The book is balanced with other poems ostensibly more direct that give the collection a sense of the personal.  These poems add to the whole, but although they’re immediately moving, they sometimes bare too much.  In “No Prisoners”, a boy’s fury, when his father’s sandcastle of Wells Cathedral is ruined by “one whelp”, is urgently felt, but also mediated by reason:

My first view of wickedness – of those
who cannot allow to exist any good of which

they know themselves to be incapable.
And they grow, and thrive, of course,

insufficiently chastened:
thousands of them; one or two I’ve known.

When the Revolution comes, I’ll have them
buried to their chins in the sand,

expunged slowly from the horizon
by a merciless, incoming tide.

It’s not the overreaction of the speaker’s plan for revenge, but the explanation in the preceding lines that intrudes on the poem, flattening the experience of that final image.
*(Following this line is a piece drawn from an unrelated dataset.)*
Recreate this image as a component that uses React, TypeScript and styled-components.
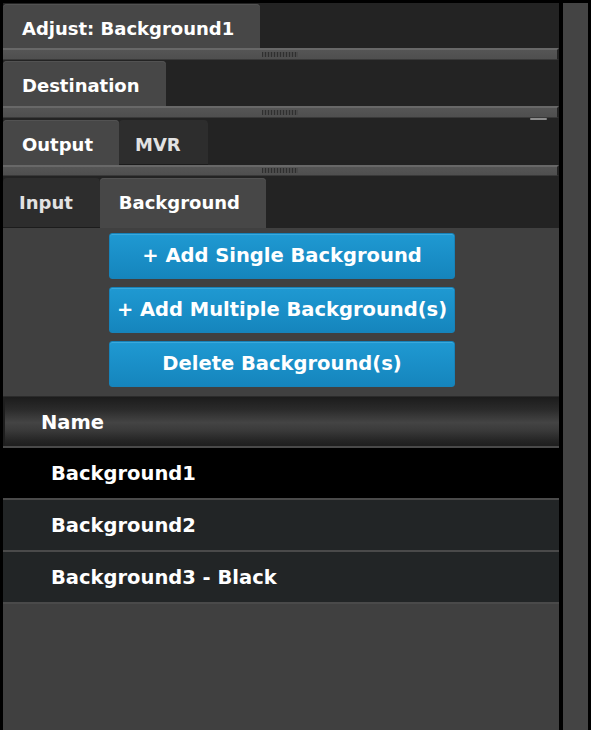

Briggs’s images are surprising, bright, and often generate much of the energy in a poem.  In “La Perochonniére”, the opening images drive (through) the narrative with instant and evocative clarity:

Perhaps you’ll turn off the road
of peach-melba-coloured newbuilds,
down the single-track lane,

to pause hard by the pond
where a skitter of frogs
from the sun-warm bank

by her orange espadrilles
plops beneath duckweed.
Maybe there’s a flotilla

of cootlings, a heron, a muskrat

The equivocations of “perhaps” and “maybe” don’t take away from the sureness of the image, but seem to offer the reader some say in the matter.  The second-person narrative comes up a handful of times throughout Rain Rider, along with the imperative, but I don’t think it’s only this that makes us feel tangled in these poems.  In the same way a refrain draws the listener into a song, the echoes, the repetition of keywords, returning themes, characters and motifs, implicate the reader in Briggs’s lines.